Last month I was invited to address a joint tax committee of the
Utah Legislature to discuss the relative strengths and weaknesses of
various methods of taxing real property. Specifically, Utah is
considering adopting an "acquisition value" based system — such as
Proposition 13 — to replace its traditional "current value" system
that taxes property based on what it is worth now rather than the
purchase price.

Although the legislators had lots of questions, I was amazed at
their level of knowledge, their business acumen and their concern
for taxpayers. More than that, they were unfailingly polite and none
of them tried to set me up for a "gotcha" moment.

Having testified before the Utah Legislature once before several
years ago — and having a similar enjoyable experience — I thanked
the committee’s co-chairs for the invitation and noted that the
experience was different from some of my appearances before the
California Legislature.

At the mention of the California Legislature, several members of the
committee laughed. The Chairman grinned and said that "we love the
California Legislature — they do more for Utah business development
than anyone else.

The message was clear. Utah’s healthy business climate was due in no
small measure to California firms moving to that state or simply
choosing to expand their existing business operations there and not
in California. There are a lot of reasons why, compared to
California, Utah is so attractive.

First, California is a high tax state while Utah’s tax burden is
much more moderate. According to the Tax Foundation, California’s
state-local tax burden percentage stands at 12th highest nationally,
estimated at 11.5% of income. This is above the national average of
11.0%. Californians pay $4,965 per capita in state and local taxes,
and per capita state income is $43,338. (Unfortunately, California’s
poor ranking is probably understated because of the high number of
non-workers, such as children and the elderly. When tax burden is
spread among the employed — a methodology employed by CalTax — it
is even higher).

However, for a small business entrepreneur, the differences can be
more stark. California has the highest personal income tax rate in
the nation. Utah’s top tax rate is about half of California’s top
rate. And in overall business tax climate, the two states are at the
opposite ends of the spectrum with Utah ranked 17th and California a
dismal 47th.

Second, businesses appreciate government that is run well. According
to the Pew Center on the States, Utah ranks number one in several
categories and has earned a solid A grade: "Utah has been a clear
leader in sound government based on smart planning and effective
performance management that emphasizes long-term results."

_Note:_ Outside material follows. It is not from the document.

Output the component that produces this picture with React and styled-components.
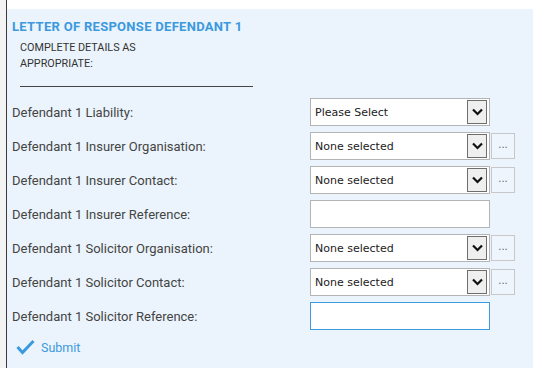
import styled, { createGlobalStyle } from 'styled-components'

const Global = createGlobalStyle`
  body {
    margin: 0;
    background: #fff;
    font-family: Roboto, "Liberation Sans", sans-serif;
  }
`

const Page = styled.div`
  display: flex;
  min-height: 368px;
`

const Rail = styled.div`
  width: 6px;
  background: #f3f3f3;
  border-right: 1px solid #3a3a3a;
`

const Main = styled.div`
  flex: 1;
  padding-top: 9px;
  display: flex;
  flex-direction: column;
`

const Panel = styled.div`
  flex: 1;
  background: #ebf4fc;
  padding: 10px 5px 0 5px;
`

const Title = styled.h3`
  margin: 0;
  color: #3b99de;
  font-family: Roboto, sans-serif;
  font-size: 13px;
  font-weight: 700;
  letter-spacing: 0.3px;
  line-height: 16px;
`

const Note = styled.div`
  margin: 5px 0 0 8px;
  width: 140px;
  color: #333;
  font-size: 10.8px;
  line-height: 16px;
`

const Rule = styled.hr`
  margin: 14px 0 0 8px;
  width: 233px;
  border: 0;
  border-top: 1px solid #444;
`

const Form = styled.div`
  display: grid;
  grid-template-columns: 298px auto;
  row-gap: 6px;
  margin-top: 11px;
`

const Label = styled.label`
  display: flex;
  align-items: center;
  color: #444;
  font-size: 13px;
`

const Control = styled.div`
  display: flex;
  align-items: center;
  gap: 1px;
`

const Select = styled.div`
  box-sizing: border-box;
  width: 180px;
  height: 28px;
  background: #fff;
  border: 1px solid #b4b4b4;
  display: flex;
  align-items: center;
  justify-content: space-between;
  padding: 0 2px 0 4px;
  font-family: "DejaVu Sans", sans-serif;
  font-size: 11px;
  color: #222;
`

const Arrow = styled.span`
  box-sizing: border-box;
  width: 20px;
  height: 24px;
  background: #efefef;
  border: 1px solid #6e6e6e;
  display: flex;
  align-items: center;
  justify-content: center;
`

const More = styled.button`
  box-sizing: border-box;
  width: 24px;
  height: 26px;
  padding: 0 0 4px;
  background: #eef5fc;
  border: 1px solid #c8c8c8;
  color: #666;
  font-size: 10px;
  font-family: "DejaVu Sans", sans-serif;
`

const Input = styled.input`
  box-sizing: border-box;
  width: 180px;
  height: 28px;
  margin: 0;
  background: #fff;
  border: 1px solid ${p => (p.$focus ? '#3d9be0' : '#b4b4b4')};
  outline: none;
`

const Submit = styled.button`
  display: flex;
  align-items: center;
  gap: 6px;
  margin: 9px 0 0 4px;
  padding: 0;
  border: 0;
  background: none;
  color: #3b99de;
  font-family: Roboto, sans-serif;
  font-size: 12.5px;
`

const Chevron = () => (
  <svg width="11" height="8" viewBox="0 0 11 8">
    <polyline points="1,1.5 5.5,6 10,1.5" fill="none" stroke="#111" strokeWidth="2.2" />
  </svg>
)

const Check = () => (
  <svg width="19" height="16" viewBox="0 0 19 16">
    <polyline points="1.5,8 6.5,13.5 17.5,2" fill="none" stroke="#3b99de" strokeWidth="3" />
  </svg>
)

const rows = [
  { label: 'Defendant 1 Liability:', type: 'select', value: 'Please Select' },
  { label: 'Defendant 1 Insurer Organisation:', type: 'select', value: 'None selected', more: true },
  { label: 'Defendant 1 Insurer Contact:', type: 'select', value: 'None selected', more: true },
  { label: 'Defendant 1 Insurer Reference:', type: 'text' },
  { label: 'Defendant 1 Solicitor Organisation:', type: 'select', value: 'None selected', more: true },
  { label: 'Defendant 1 Solicitor Contact:', type: 'select', value: 'None selected', more: true },
  { label: 'Defendant 1 Solicitor Reference:', type: 'text', focus: true },
]

export default function App() {
  return (
    <>
      <Global />
      <Page>
        <Rail />
        <Main>
          <Panel>
            <Title>LETTER OF RESPONSE DEFENDANT 1</Title>
            <Note>COMPLETE DETAILS AS APPROPRIATE:</Note>
            <Rule />
            <Form>
              {rows.map(r => (
                <>
                  <Label key={r.label}>{r.label}</Label>
                  <Control>
                    {r.type === 'select' ? (
                      <Select>
                        {r.value}
                        <Arrow><Chevron /></Arrow>
                      </Select>
                    ) : (
                      <Input $focus={r.focus} />
                    )}
                    {r.more && <More>...</More>}
                  </Control>
                </>
              ))}
            </Form>
            <Submit><Check />Submit</Submit>
          </Panel>
        </Main>
      </Page>
    </>
  )
}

California, on the other hand, has a D+ for fiscal management as
measured by such criteria as fiscal budget process, structural
balance and financial controls. According to Pew, the outlook for
the Golden State is grim: "California faces fiscal problems that
budget writers in most states would find difficult to grasp, let
alone solve."

While California wallows in debt, Utah had a $1 billion surplus last
year. Did they follow California’s lead and spend that money on new
permanent programs or higher employee salaries? Of course not. They
spent that surplus on infrastructure — new roads, highways and
other public improvements. And they did it without debt — on a
pay-as-you-go basis like California did back in the ’60s.

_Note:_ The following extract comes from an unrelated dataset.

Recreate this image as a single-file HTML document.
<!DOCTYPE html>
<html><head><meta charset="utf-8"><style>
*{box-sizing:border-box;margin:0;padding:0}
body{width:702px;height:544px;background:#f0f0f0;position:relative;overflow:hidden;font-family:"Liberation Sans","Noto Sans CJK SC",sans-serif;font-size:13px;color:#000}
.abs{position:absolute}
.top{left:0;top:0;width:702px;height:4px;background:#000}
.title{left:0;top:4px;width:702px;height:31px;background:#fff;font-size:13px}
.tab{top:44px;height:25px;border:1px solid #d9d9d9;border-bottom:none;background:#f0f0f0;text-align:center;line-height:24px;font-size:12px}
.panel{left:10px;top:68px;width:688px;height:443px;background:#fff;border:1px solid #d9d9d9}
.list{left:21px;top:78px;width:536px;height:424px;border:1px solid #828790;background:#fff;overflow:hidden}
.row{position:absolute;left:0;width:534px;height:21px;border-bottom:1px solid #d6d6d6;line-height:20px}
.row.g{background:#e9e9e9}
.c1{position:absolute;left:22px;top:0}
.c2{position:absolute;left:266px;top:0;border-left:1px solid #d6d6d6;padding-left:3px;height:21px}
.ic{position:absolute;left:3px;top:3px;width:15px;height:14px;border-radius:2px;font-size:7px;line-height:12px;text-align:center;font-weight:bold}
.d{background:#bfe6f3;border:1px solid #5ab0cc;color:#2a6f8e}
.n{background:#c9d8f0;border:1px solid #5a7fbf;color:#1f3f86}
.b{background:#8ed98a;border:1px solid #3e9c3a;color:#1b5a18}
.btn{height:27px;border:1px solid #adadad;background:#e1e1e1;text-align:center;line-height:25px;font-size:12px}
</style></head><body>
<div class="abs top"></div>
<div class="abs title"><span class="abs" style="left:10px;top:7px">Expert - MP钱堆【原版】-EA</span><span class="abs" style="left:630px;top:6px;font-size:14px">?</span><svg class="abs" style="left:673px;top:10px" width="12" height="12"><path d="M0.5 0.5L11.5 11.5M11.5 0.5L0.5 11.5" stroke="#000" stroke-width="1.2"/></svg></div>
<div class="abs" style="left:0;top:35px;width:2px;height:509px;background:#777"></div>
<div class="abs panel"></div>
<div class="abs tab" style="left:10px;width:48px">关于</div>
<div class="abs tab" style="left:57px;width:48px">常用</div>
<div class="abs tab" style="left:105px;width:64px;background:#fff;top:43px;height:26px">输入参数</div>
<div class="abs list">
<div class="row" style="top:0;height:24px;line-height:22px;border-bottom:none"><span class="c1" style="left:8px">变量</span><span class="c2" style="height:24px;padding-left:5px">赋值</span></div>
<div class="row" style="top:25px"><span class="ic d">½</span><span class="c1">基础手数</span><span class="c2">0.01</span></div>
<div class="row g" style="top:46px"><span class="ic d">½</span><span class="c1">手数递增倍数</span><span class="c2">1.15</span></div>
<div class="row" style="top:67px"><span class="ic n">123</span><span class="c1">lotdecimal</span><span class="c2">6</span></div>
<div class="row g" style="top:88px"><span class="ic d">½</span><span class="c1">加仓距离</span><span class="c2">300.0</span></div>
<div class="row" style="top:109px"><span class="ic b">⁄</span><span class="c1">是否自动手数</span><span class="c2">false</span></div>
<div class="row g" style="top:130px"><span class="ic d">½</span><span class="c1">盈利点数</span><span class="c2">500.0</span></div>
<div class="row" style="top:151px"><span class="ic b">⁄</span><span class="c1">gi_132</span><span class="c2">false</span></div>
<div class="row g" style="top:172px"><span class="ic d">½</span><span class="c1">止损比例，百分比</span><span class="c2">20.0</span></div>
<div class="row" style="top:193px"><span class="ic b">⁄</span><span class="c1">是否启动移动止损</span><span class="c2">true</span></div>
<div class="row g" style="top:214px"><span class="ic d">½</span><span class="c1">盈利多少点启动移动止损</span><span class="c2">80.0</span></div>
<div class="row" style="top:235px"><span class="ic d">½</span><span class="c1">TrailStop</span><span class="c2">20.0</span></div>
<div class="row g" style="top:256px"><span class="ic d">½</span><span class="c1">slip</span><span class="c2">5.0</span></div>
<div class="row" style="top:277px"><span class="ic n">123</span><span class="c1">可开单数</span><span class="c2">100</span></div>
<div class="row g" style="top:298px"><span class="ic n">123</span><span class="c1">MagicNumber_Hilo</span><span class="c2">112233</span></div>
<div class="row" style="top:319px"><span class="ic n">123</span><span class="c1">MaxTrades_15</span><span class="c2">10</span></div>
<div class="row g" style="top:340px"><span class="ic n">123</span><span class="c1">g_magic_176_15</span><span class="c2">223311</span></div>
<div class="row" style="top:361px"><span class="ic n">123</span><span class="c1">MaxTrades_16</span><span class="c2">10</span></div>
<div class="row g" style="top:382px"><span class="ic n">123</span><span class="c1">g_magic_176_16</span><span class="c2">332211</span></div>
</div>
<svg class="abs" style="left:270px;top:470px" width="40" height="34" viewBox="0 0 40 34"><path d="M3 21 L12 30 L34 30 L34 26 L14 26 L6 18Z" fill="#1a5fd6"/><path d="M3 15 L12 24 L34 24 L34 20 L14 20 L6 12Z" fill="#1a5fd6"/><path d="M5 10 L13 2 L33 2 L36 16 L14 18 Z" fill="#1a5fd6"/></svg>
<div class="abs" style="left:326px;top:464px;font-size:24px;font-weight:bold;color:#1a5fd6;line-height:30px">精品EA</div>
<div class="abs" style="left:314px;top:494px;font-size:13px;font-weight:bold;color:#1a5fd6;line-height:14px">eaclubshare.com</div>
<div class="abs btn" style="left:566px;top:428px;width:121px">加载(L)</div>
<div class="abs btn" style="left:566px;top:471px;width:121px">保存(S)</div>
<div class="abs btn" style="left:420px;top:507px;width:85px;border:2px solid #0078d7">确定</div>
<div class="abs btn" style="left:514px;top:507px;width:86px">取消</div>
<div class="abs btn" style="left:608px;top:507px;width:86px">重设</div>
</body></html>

Perhaps most important is the positive mindset that Utah has toward
both individual and business taxpayers. Elected leaders understand
that, without taxpayers, there is no way to finance government.
Instead of viewing taxpayers as sheep to be sheared, intelligent
public leaders do all they can to attract and retain the best and
the brightest — whether a new family just starting out or a
multinational corporation.

But in these dark economic times in California, what does the
tax-and-spend leadership in Sacramento want to do? Raise taxes
$9 billion. Such a strategy is sheer madness.

Don’t be surprised if the Utah Economic Development Corporation
sends Speaker Bass and Pro Tem Perata a nice thank you card.